*DATA BLOCK*.
^^^^^^^^^^^^^^^^

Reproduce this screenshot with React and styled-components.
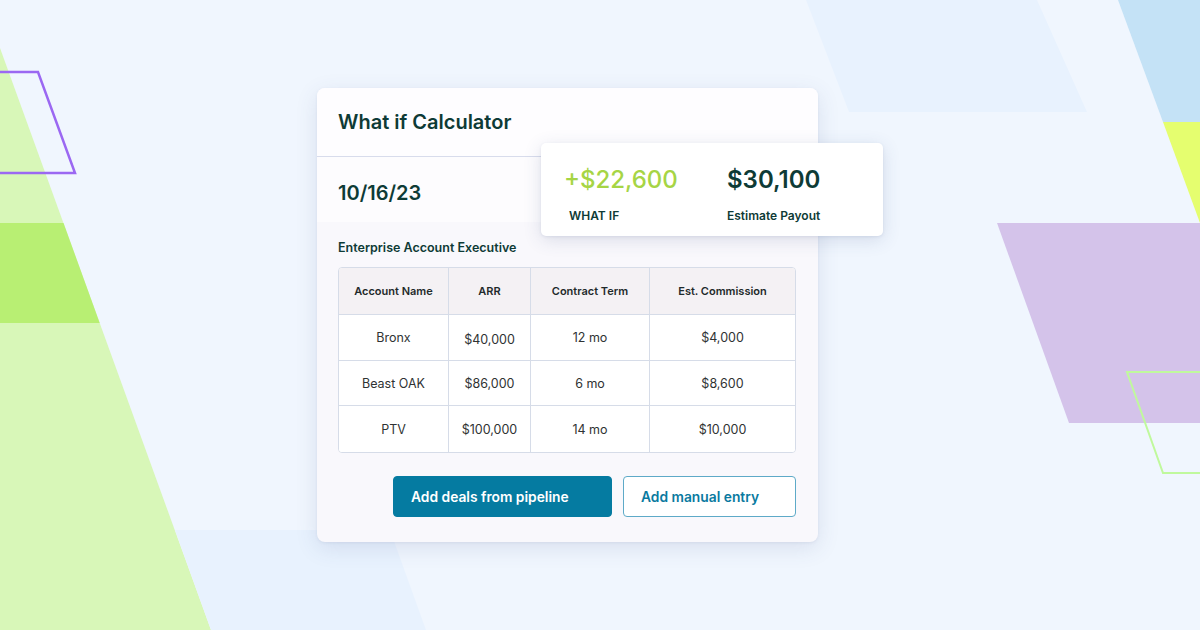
import React from "react";
import styled, { createGlobalStyle } from "styled-components";

const Global = createGlobalStyle`
  * { box-sizing: border-box; }
  html, body { margin: 0; padding: 0; }
  body {
    width: 1200px;
    height: 630px;
    overflow: hidden;
    background: #f0f6fe;
    font-family: Inter, "Noto Sans", "Liberation Sans", sans-serif;
    -webkit-font-smoothing: antialiased;
  }
`;

const Page = styled.div`
  position: relative;
  width: 1200px;
  height: 630px;
  overflow: hidden;
  background: #f0f6fe;
  padding: 88px 0 0 317px;
`;

const Backdrop = styled.svg`
  position: absolute;
  left: 0;
  top: 0;
  width: 1200px;
  height: 630px;
  pointer-events: none;
`;

const Card = styled.div`
  position: relative;
  width: 501px;
  height: 454px;
  border-radius: 8px;
  background: #f9f8fc;
  box-shadow: 0 6px 22px rgba(60, 80, 130, 0.13), 0 1px 3px rgba(60, 80, 130, 0.08);
  display: flex;
  flex-direction: column;
`;

const Header = styled.div`
  height: 69px;
  padding: 0 21px;
  display: flex;
  align-items: center;
  background: #fefdff;
  border-bottom: 1px solid #d8dcec;
  border-radius: 8px 8px 0 0;
`;

const Title = styled.h1`
  margin: 0;
  font-size: 20px;
  line-height: 24px;
  font-weight: 600;
  color: #0e3b36;
`;

const DateRow = styled.div`
  height: 65px;
  padding: 24px 21px 0;
  background: #fdfcfe;
`;

const DateText = styled.div`
  font-size: 20px;
  line-height: 24px;
  font-weight: 600;
  color: #0e3b36;
`;

const Body = styled.div`
  flex: 1;
  padding: 18px 22px 0 21px;
  display: flex;
  flex-direction: column;
`;

const Subtitle = styled.div`
  font-size: 12.5px;
  line-height: 16px;
  font-weight: 600;
  color: #0e3b36;
  margin-bottom: 11px;
`;

const Table = styled.div`
  width: 458px;
  border: 1px solid #d6dce8;
  border-radius: 4px;
  overflow: hidden;
  display: grid;
  grid-template-columns: 110px 82px 119px 1fr;
  background: #ffffff;
`;

const Cell = styled.div`
  height: ${(p) => p.$h}px;
  display: flex;
  align-items: center;
  justify-content: center;
  font-size: ${(p) => (p.$head ? "11px" : "12.5px")};
  font-weight: ${(p) => (p.$head ? 600 : 400)};
  color: ${(p) => (p.$head ? "#1f2a2b" : "#2f3333")};
  background: ${(p) => (p.$head ? "#f4f1f4" : "#ffffff")};
  border-right: ${(p) => (p.$last ? "none" : "1px solid #d6dce8")};
  border-bottom: ${(p) => (p.$bottom ? "none" : "1px solid #d6dce8")};
  padding-top: ${(p) => p.$dy || 0}px;
`;

const Actions = styled.div`
  margin-top: 23px;
  display: flex;
  justify-content: flex-end;
  gap: 11px;
`;

const Button = styled.button`
  height: 41px;
  width: ${(p) => p.$w}px;
  border-radius: 4px;
  padding: 0 17px;
  text-align: left;
  font-family: inherit;
  font-size: 13.8px;
  font-weight: 600;
  cursor: pointer;
  background: ${(p) => (p.$primary ? "#057ba1" : "#ffffff")};
  color: ${(p) => (p.$primary ? "#ffffff" : "#0a7aa0")};
  border: ${(p) => (p.$primary ? "1px solid #057ba1" : "1.5px solid #5eaac8")};
`;

const Popup = styled.div`
  position: absolute;
  left: 224px;
  top: 55px;
  width: 342px;
  height: 93px;
  background: #ffffff;
  border-radius: 5px;
  box-shadow: 0 4px 18px rgba(60, 80, 130, 0.16), 0 1px 3px rgba(60, 80, 130, 0.1);
  padding: 23px 24px 0;
  display: grid;
  grid-template-columns: 162px 1fr;
`;

const Stat = styled.div`
  display: flex;
  flex-direction: column;
`;

const StatValue = styled.div`
  font-size: 24px;
  line-height: 28px;
  font-weight: ${(p) => (p.$green ? 500 : 600)};
  color: ${(p) => (p.$green ? "#a6d545" : "#0e3b36")};
  margin-left: ${(p) => (p.$green ? "-1px" : "0")};
`;

const StatLabel = styled.div`
  margin-top: 14px;
  padding-left: ${(p) => p.$indent || 0}px;
  font-size: 12px;
  line-height: 16px;
  font-weight: 600;
  color: #0e3b36;
`;

const rows = [
  ["Bronx", "$40,000", "12 mo", "$4,000"],
  ["Beast OAK", "$86,000", "6 mo", "$8,600"],
  ["PTV", "$100,000", "14 mo", "$10,000"],
];
const heads = ["Account Name", "ARR", "Contract Term", "Est. Commission"];
const rowHeights = [46, 45, 46];
const offsets = [
  [0, 3, 0, -2],
  [0, 0, 0, -2],
  [0, 0, 0, 0],
];

function Background() {
  return (
    <Backdrop viewBox="0 0 1200 630">
      <polygon points="0,48 211,630 0,630" fill="#d8f7b8" />
      <polygon points="0,223 63.5,223 99.7,323 0,323" fill="#b8ef73" />
      <polygon points="-5,72 38,72 75,173 -5,173" fill="none" stroke="#9b68f2" strokeWidth="2.5" />
      <polygon points="175,530 390,530 426,630 211,630" fill="#e8f2fe" />
      <polygon points="806,0 1037,0 1087,112 849,112" fill="#e8f2fe" />
      <polygon points="1118,0 1200,0 1200,122 1163,122" fill="#c4e2f6" />
      <polygon points="1163,122 1200,122 1200,223" fill="#e5fe6f" />
      <polygon points="997,223 1200,223 1200,423 1069,423" fill="#d4c3ea" />
      <polygon points="1127,372 1210,372 1210,473 1163,473" fill="none" stroke="#c0f99d" strokeWidth="2" />
    </Backdrop>
  );
}

export default function App() {
  return (
    <>
      <Global />
      <Page>
        <Background />
        <Card>
          <Header>
            <Title>What if Calculator</Title>
          </Header>
          <DateRow>
            <DateText>10/16/23</DateText>
          </DateRow>
          <Body>
            <Subtitle>Enterprise Account Executive</Subtitle>
            <Table>
              {heads.map((h, i) => (
                <Cell key={h} $head $h={47} $last={i === 3}>
                  {h}
                </Cell>
              ))}
              {rows.map((r, ri) =>
                r.map((c, ci) => (
                  <Cell
                    key={ri + "-" + ci}
                    $h={rowHeights[ri]}
                    $last={ci === 3}
                    $bottom={ri === rows.length - 1}
                    $dy={offsets[ri][ci]}
                  >
                    {c}
                  </Cell>
                ))
              )}
            </Table>
            <Actions>
              <Button $primary $w={219}>Add deals from pipeline</Button>
              <Button $w={173}>Add manual entry</Button>
            </Actions>
          </Body>
          <Popup>
            <Stat>
              <StatValue $green>+$22,600</StatValue>
              <StatLabel $indent={4}>WHAT IF</StatLabel>
            </Stat>
            <Stat>
              <StatValue>$30,100</StatValue>
              <StatLabel>Estimate Payout</StatLabel>
            </Stat>
          </Popup>
        </Card>
      </Page>
    </>
  );
}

^^^^^^^^^^^^^^^^

*PROBLEM DESCRIPTION*.
Reproduce the full material exactly, excluding the pictures.

*RESULT OF THE TASK*.
Reproduce this screenshot with React and styled-components.
import React from "react";
import styled, { createGlobalStyle } from "styled-components";

const Global = createGlobalStyle`
  * { box-sizing: border-box; }
  html, body { margin: 0; padding: 0; }
  body {
    width: 1200px;
    height: 630px;
    overflow: hidden;
    background: #f0f6fe;
    font-family: Inter, "Noto Sans", "Liberation Sans", sans-serif;
    -webkit-font-smoothing: antialiased;
  }
`;

const Page = styled.div`
  position: relative;
  width: 1200px;
  height: 630px;
  overflow: hidden;
  background: #f0f6fe;
  padding: 88px 0 0 317px;
`;

const Backdrop = styled.svg`
  position: absolute;
  left: 0;
  top: 0;
  width: 1200px;
  height: 630px;
  pointer-events: none;
`;

const Card = styled.div`
  position: relative;
  width: 501px;
  height: 454px;
  border-radius: 8px;
  background: #f9f8fc;
  box-shadow: 0 6px 22px rgba(60, 80, 130, 0.13), 0 1px 3px rgba(60, 80, 130, 0.08);
  display: flex;
  flex-direction: column;
`;

const Header = styled.div`
  height: 69px;
  padding: 0 21px;
  display: flex;
  align-items: center;
  background: #fefdff;
  border-bottom: 1px solid #d8dcec;
  border-radius: 8px 8px 0 0;
`;

const Title = styled.h1`
  margin: 0;
  font-size: 20px;
  line-height: 24px;
  font-weight: 600;
  color: #0e3b36;
`;

const DateRow = styled.div`
  height: 65px;
  padding: 24px 21px 0;
  background: #fdfcfe;
`;

const DateText = styled.div`
  font-size: 20px;
  line-height: 24px;
  font-weight: 600;
  color: #0e3b36;
`;

const Body = styled.div`
  flex: 1;
  padding: 18px 22px 0 21px;
  display: flex;
  flex-direction: column;
`;

const Subtitle = styled.div`
  font-size: 12.5px;
  line-height: 16px;
  font-weight: 600;
  color: #0e3b36;
  margin-bottom: 11px;
`;

const Table = styled.div`
  width: 458px;
  border: 1px solid #d6dce8;
  border-radius: 4px;
  overflow: hidden;
  display: grid;
  grid-template-columns: 110px 82px 119px 1fr;
  background: #ffffff;
`;

const Cell = styled.div`
  height: ${(p) => p.$h}px;
  display: flex;
  align-items: center;
  justify-content: center;
  font-size: ${(p) => (p.$head ? "11px" : "12.5px")};
  font-weight: ${(p) => (p.$head ? 600 : 400)};
  color: ${(p) => (p.$head ? "#1f2a2b" : "#2f3333")};
  background: ${(p) => (p.$head ? "#f4f1f4" : "#ffffff")};
  border-right: ${(p) => (p.$last ? "none" : "1px solid #d6dce8")};
  border-bottom: ${(p) => (p.$bottom ? "none" : "1px solid #d6dce8")};
  padding-top: ${(p) => p.$dy || 0}px;
`;

const Actions = styled.div`
  margin-top: 23px;
  display: flex;
  justify-content: flex-end;
  gap: 11px;
`;

const Button = styled.button`
  height: 41px;
  width: ${(p) => p.$w}px;
  border-radius: 4px;
  padding: 0 17px;
  text-align: left;
  font-family: inherit;
  font-size: 13.8px;
  font-weight: 600;
  cursor: pointer;
  background: ${(p) => (p.$primary ? "#057ba1" : "#ffffff")};
  color: ${(p) => (p.$primary ? "#ffffff" : "#0a7aa0")};
  border: ${(p) => (p.$primary ? "1px solid #057ba1" : "1.5px solid #5eaac8")};
`;

const Popup = styled.div`
  position: absolute;
  left: 224px;
  top: 55px;
  width: 342px;
  height: 93px;
  background: #ffffff;
  border-radius: 5px;
  box-shadow: 0 4px 18px rgba(60, 80, 130, 0.16), 0 1px 3px rgba(60, 80, 130, 0.1);
  padding: 23px 24px 0;
  display: grid;
  grid-template-columns: 162px 1fr;
`;

const Stat = styled.div`
  display: flex;
  flex-direction: column;
`;

const StatValue = styled.div`
  font-size: 24px;
  line-height: 28px;
  font-weight: ${(p) => (p.$green ? 500 : 600)};
  color: ${(p) => (p.$green ? "#a6d545" : "#0e3b36")};
  margin-left: ${(p) => (p.$green ? "-1px" : "0")};
`;

const StatLabel = styled.div`
  margin-top: 14px;
  padding-left: ${(p) => p.$indent || 0}px;
  font-size: 12px;
  line-height: 16px;
  font-weight: 600;
  color: #0e3b36;
`;

const rows = [
  ["Bronx", "$40,000", "12 mo", "$4,000"],
  ["Beast OAK", "$86,000", "6 mo", "$8,600"],
  ["PTV", "$100,000", "14 mo", "$10,000"],
];
const heads = ["Account Name", "ARR", "Contract Term", "Est. Commission"];
const rowHeights = [46, 45, 46];
const offsets = [
  [0, 3, 0, -2],
  [0, 0, 0, -2],
  [0, 0, 0, 0],
];

function Background() {
  return (
    <Backdrop viewBox="0 0 1200 630">
      <polygon points="0,48 211,630 0,630" fill="#d8f7b8" />
      <polygon points="0,223 63.5,223 99.7,323 0,323" fill="#b8ef73" />
      <polygon points="-5,72 38,72 75,173 -5,173" fill="none" stroke="#9b68f2" strokeWidth="2.5" />
      <polygon points="175,530 390,530 426,630 211,630" fill="#e8f2fe" />
      <polygon points="806,0 1037,0 1087,112 849,112" fill="#e8f2fe" />
      <polygon points="1118,0 1200,0 1200,122 1163,122" fill="#c4e2f6" />
      <polygon points="1163,122 1200,122 1200,223" fill="#e5fe6f" />
      <polygon points="997,223 1200,223 1200,423 1069,423" fill="#d4c3ea" />
      <polygon points="1127,372 1210,372 1210,473 1163,473" fill="none" stroke="#c0f99d" strokeWidth="2" />
    </Backdrop>
  );
}

export default function App() {
  return (
    <>
      <Global />
      <Page>
        <Background />
        <Card>
          <Header>
            <Title>What if Calculator</Title>
          </Header>
          <DateRow>
            <DateText>10/16/23</DateText>
          </DateRow>
          <Body>
            <Subtitle>Enterprise Account Executive</Subtitle>
            <Table>
              {heads.map((h, i) => (
                <Cell key={h} $head $h={47} $last={i === 3}>
                  {h}
                </Cell>
              ))}
              {rows.map((r, ri) =>
                r.map((c, ci) => (
                  <Cell
                    key={ri + "-" + ci}
                    $h={rowHeights[ri]}
                    $last={ci === 3}
                    $bottom={ri === rows.length - 1}
                    $dy={offsets[ri][ci]}
                  >
                    {c}
                  </Cell>
                ))
              )}
            </Table>
            <Actions>
              <Button $primary $w={219}>Add deals from pipeline</Button>
              <Button $w={173}>Add manual entry</Button>
            </Actions>
          </Body>
          <Popup>
            <Stat>
              <StatValue $green>+$22,600</StatValue>
              <StatLabel $indent={4}>WHAT IF</StatLabel>
            </Stat>
            <Stat>
              <StatValue>$30,100</StatValue>
              <StatLabel>Estimate Payout</StatLabel>
            </Stat>
          </Popup>
        </Card>
      </Page>
    </>
  );
}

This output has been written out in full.